Mais l’aide publique ne suffira pas. Les médias vont devoir se réinventer et trouver de nouveaux modes de fonctionnement. Car l’intervention étatique comporte également un autre risque, indique Roberta Carlini, «celui de soutenir des ‘industries zombies’, c’est-à-dire des modèles commerciaux qui ne sont plus viables en raison de l’innovation technologique et de l’évolution des conditions du marché, et qui provoquent des distorsions».

En Suisse et en Europe, plusieurs médias ont testé avec succès d’autres modèles reposant sur une participation plus importante du lectorat, un financement participatif ou le soutien de fondations privées. «La question de savoir quel modèle économique permettra à la diversité médiatique caractéristique de la Suisse de se maintenir dans le contexte de la mutation numérique n’est pas résolue, souligne Denis Masmejan. L’engagement de grandes fondations est une piste des plus intéressantes.» Mais la philanthropie risque aussi de porter atteinte à l’indépendance des rédactions, met en garde Roberta Carlini.

Pour la chercheuse, une chose est claire: l’avenir du journalisme est en ligne. «Nous devons toutefois mieux définir ce que cela signifie: pour beaucoup de médias traditionnels, passer au numérique s’est traduit par une adaptation du langage, des outils et des sujets rédactionnels afin d’attirer une audience et de faire des clics.

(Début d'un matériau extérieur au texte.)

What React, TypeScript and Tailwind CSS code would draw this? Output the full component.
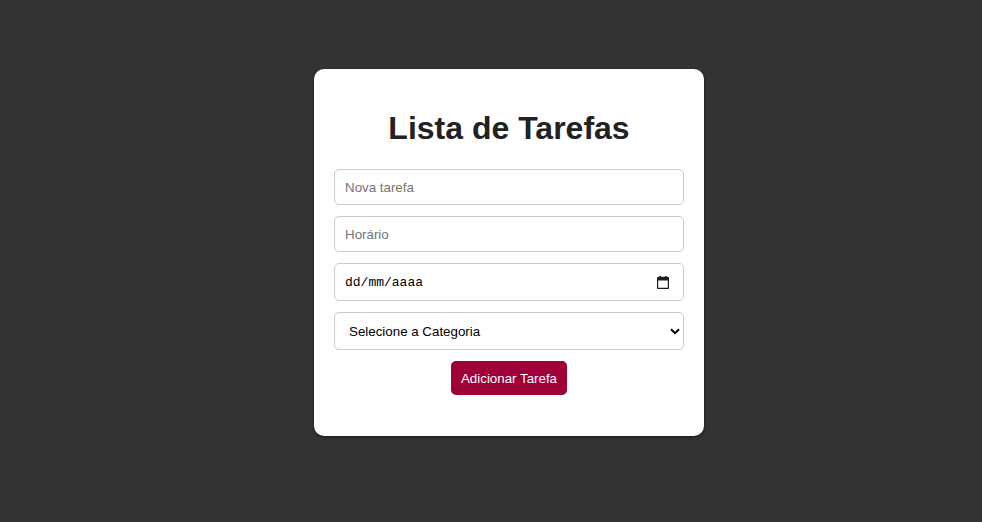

Cela s’est révélé être la mauvaise façon de ‘se mettre en ligne’, en abaissant le niveau sans être suffisamment concurrentiel sur le marché publicitaire.»

Pour Roberta Carlini, le défi du secteur est désormais d’utiliser les opportunités offertes par l’innovation technologique et la numérisation afin de diminuer les coûts de production et de distribution, élargir le lectorat, adopter de nouveaux modèles organisationnels, promouvoir le journalisme d’investigation et améliorer l’accès à l’information.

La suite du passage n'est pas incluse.